**Short task:** Extract each line of the records below that contains the word "React".

Rows from a dataset of pages and code
————————
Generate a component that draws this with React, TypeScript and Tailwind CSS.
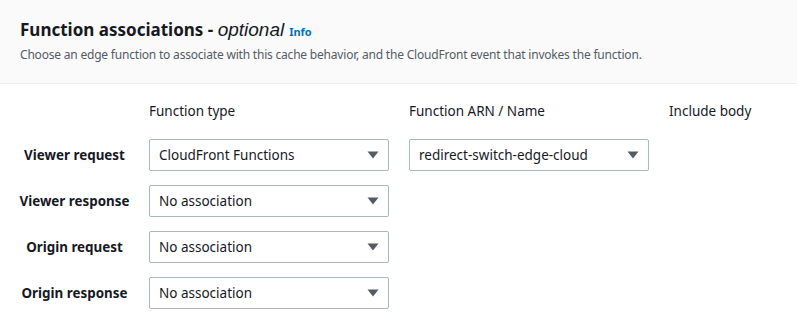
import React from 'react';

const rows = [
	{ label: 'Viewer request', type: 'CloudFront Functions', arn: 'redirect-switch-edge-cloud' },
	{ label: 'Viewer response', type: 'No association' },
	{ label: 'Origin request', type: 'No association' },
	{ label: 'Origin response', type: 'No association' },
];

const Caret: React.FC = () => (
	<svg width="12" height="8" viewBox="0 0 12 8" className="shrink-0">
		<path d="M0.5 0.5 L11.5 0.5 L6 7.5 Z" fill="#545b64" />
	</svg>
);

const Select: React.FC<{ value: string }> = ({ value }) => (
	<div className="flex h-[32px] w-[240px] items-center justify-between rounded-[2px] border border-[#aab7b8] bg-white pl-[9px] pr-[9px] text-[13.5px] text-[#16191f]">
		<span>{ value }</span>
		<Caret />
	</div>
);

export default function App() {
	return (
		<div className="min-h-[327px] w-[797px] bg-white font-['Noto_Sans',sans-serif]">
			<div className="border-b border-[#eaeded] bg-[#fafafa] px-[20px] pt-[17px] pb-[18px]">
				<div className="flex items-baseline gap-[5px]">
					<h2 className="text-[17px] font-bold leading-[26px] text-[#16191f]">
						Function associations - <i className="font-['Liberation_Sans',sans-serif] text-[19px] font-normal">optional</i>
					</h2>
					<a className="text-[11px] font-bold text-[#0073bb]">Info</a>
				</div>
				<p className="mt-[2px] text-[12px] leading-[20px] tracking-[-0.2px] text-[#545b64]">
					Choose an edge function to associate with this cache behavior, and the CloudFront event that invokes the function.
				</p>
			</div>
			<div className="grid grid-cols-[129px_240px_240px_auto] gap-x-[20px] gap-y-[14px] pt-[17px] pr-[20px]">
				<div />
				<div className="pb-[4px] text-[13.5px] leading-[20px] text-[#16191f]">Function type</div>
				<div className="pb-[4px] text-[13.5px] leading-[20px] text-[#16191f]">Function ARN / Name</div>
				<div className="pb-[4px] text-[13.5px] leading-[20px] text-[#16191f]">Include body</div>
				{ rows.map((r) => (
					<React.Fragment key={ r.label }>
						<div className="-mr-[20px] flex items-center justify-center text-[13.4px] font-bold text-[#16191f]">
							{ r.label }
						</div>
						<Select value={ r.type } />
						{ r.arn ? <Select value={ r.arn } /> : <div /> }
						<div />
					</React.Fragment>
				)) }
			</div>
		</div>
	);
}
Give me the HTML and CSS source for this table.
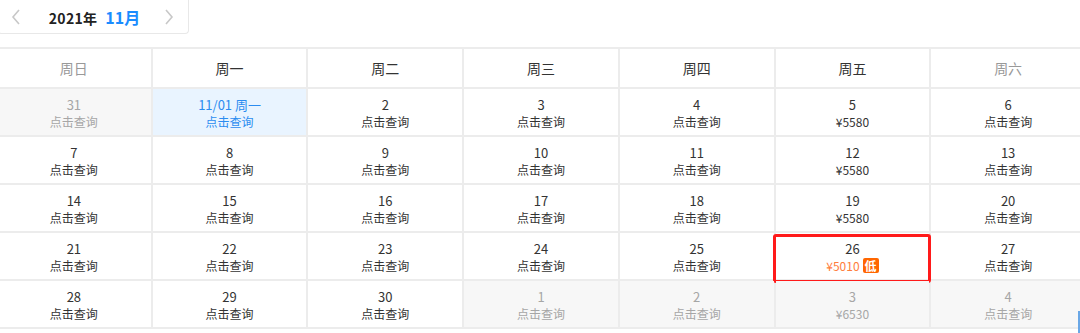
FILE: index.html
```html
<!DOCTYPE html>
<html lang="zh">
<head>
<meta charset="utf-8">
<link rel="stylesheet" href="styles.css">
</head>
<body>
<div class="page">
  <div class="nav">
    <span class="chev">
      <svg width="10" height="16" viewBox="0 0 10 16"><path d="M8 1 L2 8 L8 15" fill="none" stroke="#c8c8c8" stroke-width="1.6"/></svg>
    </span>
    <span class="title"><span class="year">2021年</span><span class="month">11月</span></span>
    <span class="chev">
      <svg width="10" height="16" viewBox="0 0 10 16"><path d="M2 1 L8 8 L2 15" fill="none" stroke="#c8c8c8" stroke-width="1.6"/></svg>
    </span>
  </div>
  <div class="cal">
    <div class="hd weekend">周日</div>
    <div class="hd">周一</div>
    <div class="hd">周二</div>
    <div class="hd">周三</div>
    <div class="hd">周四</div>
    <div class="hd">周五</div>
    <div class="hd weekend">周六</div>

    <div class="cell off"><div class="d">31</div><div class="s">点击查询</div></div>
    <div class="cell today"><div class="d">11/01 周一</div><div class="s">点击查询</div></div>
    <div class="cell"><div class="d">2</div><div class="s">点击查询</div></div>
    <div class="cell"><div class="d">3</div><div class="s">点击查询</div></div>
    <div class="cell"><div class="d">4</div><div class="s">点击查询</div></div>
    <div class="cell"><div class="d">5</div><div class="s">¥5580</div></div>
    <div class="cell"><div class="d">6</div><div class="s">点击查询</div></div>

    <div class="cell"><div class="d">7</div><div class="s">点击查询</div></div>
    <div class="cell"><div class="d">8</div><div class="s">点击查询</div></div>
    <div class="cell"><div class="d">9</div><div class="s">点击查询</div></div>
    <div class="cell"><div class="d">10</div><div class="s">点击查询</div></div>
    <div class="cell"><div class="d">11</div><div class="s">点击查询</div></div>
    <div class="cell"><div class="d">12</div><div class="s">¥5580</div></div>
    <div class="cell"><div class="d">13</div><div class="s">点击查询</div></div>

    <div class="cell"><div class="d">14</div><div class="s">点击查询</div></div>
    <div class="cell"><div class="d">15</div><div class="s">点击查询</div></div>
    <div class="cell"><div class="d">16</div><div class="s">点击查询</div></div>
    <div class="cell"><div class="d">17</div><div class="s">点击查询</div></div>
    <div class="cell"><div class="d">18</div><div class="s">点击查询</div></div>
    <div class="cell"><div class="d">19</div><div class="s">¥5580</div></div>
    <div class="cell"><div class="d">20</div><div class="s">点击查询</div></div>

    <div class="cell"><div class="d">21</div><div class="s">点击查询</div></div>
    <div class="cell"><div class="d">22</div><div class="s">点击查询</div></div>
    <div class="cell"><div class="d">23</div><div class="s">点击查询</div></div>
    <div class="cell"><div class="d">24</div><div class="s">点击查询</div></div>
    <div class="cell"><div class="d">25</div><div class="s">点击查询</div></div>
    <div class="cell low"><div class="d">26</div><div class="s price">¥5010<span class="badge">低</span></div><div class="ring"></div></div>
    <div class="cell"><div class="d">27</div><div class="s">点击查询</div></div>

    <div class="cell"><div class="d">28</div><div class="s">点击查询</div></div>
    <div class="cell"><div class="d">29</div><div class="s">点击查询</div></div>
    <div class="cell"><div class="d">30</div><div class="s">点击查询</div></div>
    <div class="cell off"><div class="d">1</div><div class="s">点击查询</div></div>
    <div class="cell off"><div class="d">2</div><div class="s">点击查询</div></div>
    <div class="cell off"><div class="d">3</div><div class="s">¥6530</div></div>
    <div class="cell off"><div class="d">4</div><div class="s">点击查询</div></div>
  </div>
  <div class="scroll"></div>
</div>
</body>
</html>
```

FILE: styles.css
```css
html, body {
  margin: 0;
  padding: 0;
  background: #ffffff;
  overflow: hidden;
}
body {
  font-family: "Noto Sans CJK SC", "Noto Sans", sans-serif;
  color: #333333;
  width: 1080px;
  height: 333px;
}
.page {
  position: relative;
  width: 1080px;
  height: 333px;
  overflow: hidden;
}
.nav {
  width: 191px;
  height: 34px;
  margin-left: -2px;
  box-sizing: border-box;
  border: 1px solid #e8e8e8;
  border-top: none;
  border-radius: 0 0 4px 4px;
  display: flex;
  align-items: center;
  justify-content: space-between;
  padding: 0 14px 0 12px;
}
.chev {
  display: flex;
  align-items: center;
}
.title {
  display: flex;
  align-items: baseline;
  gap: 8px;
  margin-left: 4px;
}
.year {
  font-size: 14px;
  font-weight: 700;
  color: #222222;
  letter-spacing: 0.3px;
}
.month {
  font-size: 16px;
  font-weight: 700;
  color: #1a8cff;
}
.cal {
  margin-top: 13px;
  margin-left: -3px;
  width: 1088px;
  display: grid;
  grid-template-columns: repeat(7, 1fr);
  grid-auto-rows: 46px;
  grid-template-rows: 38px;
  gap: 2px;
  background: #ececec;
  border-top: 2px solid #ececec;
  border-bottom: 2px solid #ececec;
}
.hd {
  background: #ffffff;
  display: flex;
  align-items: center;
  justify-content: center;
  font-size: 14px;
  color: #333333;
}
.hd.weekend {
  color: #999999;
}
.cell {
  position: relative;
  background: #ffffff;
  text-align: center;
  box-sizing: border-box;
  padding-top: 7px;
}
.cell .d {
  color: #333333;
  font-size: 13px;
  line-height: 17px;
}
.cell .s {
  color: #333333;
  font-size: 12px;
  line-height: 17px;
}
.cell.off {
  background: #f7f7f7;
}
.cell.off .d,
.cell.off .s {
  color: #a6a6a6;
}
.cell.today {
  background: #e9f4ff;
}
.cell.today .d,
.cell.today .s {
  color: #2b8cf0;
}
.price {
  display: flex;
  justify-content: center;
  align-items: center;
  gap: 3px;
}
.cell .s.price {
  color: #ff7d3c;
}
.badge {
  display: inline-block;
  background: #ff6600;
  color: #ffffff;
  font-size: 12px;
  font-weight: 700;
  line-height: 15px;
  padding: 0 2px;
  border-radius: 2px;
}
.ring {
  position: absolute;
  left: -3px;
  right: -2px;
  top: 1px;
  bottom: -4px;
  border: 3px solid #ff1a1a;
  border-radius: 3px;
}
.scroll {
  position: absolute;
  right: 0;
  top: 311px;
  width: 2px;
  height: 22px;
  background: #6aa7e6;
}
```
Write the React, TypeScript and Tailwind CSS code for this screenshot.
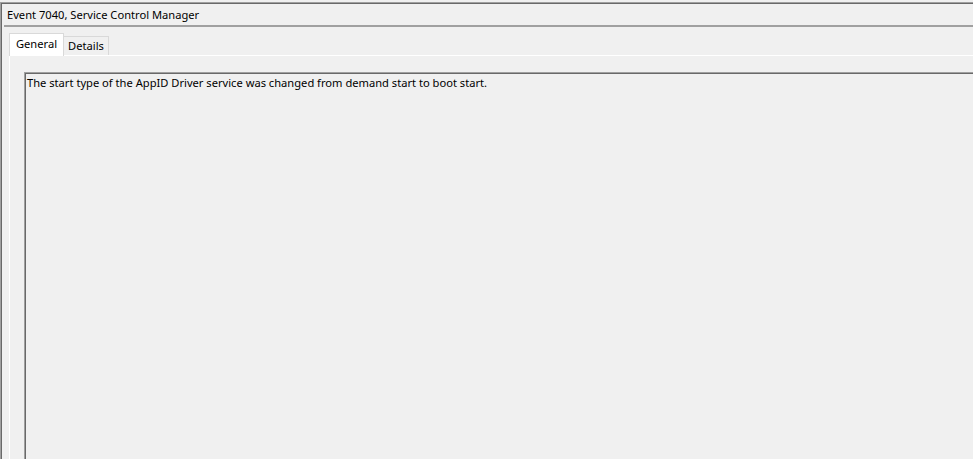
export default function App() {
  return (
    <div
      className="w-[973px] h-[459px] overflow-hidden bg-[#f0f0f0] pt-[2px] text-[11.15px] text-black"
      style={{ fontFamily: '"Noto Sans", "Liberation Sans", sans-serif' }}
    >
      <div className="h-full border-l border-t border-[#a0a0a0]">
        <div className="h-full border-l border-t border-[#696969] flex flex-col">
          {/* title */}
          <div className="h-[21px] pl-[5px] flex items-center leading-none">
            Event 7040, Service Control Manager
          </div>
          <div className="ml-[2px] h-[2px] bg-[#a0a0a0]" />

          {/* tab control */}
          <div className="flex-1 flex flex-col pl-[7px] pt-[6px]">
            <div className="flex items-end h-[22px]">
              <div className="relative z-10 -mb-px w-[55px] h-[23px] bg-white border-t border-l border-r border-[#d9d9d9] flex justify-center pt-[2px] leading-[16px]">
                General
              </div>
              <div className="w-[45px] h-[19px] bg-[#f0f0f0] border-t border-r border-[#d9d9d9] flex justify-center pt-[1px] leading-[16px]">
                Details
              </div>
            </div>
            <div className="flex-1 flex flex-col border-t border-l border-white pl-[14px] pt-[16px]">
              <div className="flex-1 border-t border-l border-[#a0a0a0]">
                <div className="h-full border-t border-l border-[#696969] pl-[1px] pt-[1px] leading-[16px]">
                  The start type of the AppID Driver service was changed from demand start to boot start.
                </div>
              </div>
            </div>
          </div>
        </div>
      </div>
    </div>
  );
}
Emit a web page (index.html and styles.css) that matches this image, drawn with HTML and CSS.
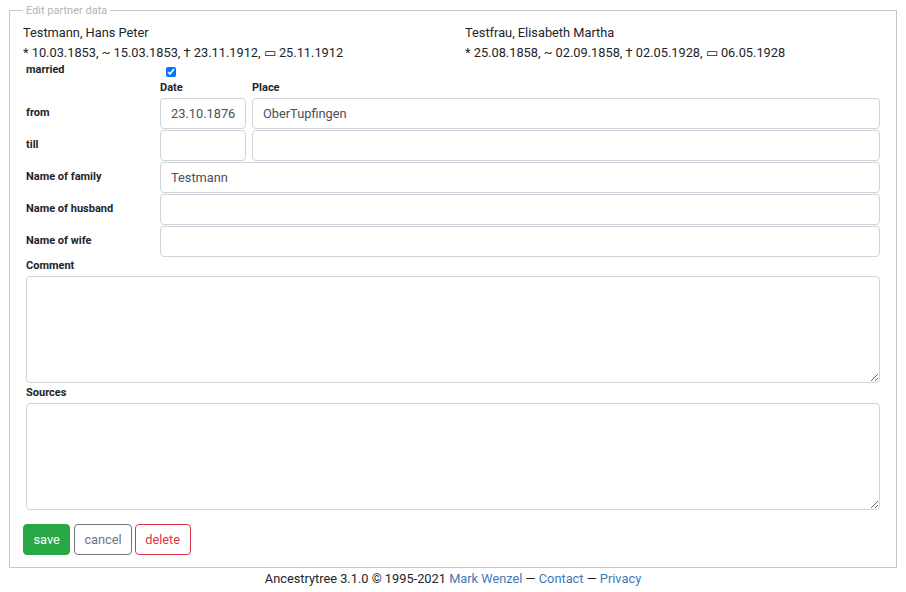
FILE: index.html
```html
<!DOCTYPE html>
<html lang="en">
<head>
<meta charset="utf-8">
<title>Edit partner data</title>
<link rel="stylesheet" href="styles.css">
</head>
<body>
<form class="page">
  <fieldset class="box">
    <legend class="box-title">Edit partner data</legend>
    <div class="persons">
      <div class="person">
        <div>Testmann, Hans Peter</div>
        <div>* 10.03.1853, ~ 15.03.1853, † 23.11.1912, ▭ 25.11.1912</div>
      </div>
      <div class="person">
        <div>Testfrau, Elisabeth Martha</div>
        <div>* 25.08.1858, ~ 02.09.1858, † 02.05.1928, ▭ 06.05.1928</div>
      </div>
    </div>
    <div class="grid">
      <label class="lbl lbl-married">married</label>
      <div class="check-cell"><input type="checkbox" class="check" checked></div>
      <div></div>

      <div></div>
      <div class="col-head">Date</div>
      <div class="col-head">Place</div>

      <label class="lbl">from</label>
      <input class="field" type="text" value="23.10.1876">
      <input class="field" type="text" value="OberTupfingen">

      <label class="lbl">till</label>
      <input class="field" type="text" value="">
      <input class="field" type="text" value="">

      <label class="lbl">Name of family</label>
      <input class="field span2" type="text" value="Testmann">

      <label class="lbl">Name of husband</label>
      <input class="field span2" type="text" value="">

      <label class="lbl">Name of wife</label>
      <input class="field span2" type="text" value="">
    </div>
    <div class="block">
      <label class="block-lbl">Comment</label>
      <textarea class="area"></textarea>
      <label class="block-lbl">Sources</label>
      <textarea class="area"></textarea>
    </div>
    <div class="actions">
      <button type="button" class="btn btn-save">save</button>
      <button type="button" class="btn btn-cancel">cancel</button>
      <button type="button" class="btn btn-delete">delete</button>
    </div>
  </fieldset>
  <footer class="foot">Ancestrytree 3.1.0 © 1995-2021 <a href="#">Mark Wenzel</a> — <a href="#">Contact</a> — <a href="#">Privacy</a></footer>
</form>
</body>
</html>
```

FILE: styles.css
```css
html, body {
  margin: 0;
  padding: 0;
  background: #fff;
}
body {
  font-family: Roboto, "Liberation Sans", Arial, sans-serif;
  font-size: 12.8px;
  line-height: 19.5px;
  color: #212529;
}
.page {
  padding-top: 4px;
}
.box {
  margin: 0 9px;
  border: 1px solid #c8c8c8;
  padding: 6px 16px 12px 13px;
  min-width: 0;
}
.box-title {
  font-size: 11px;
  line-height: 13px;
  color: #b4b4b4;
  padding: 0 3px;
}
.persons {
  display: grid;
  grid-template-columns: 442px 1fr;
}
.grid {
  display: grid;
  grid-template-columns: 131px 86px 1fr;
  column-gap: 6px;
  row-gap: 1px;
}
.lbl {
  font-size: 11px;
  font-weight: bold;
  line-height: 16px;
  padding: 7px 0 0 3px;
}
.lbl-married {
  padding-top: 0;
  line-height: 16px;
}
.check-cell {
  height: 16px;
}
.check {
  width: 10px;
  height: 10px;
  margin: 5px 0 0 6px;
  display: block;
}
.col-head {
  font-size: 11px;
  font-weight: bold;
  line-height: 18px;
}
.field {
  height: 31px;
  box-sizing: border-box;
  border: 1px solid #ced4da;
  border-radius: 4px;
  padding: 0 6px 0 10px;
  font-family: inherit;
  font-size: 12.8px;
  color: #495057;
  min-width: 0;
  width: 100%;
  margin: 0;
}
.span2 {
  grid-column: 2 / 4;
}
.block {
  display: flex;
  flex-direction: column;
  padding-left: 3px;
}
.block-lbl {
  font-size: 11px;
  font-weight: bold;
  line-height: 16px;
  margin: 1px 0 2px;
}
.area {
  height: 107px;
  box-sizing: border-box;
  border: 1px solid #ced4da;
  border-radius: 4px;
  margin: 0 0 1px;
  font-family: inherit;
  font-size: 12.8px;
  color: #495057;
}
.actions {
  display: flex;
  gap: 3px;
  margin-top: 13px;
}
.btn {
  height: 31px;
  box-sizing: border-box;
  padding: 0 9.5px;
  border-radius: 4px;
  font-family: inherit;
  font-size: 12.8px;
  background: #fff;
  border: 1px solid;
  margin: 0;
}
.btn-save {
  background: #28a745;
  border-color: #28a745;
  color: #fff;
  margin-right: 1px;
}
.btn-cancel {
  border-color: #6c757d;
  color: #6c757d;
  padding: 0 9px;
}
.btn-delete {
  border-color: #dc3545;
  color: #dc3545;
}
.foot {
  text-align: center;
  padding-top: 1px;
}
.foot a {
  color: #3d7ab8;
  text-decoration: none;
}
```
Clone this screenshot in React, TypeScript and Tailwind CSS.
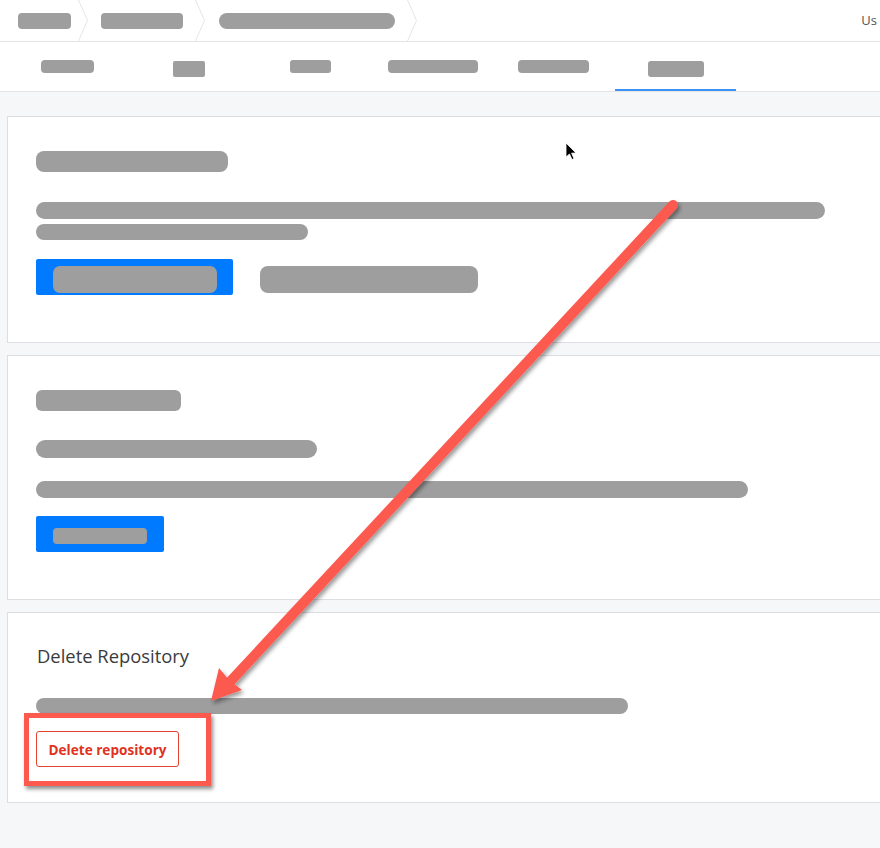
————————
**Task output:**
Generate a component that draws this with React, TypeScript and Tailwind CSS.
import React from 'react';
const Caret: React.FC = () => (
const Select: React.FC<{ value: string }> = ({ value }) => (
					<React.Fragment key={ r.label }>
					</React.Fragment>
Write the React, TypeScript and Tailwind CSS code for this screenshot.
Clone this screenshot in React, TypeScript and Tailwind CSS.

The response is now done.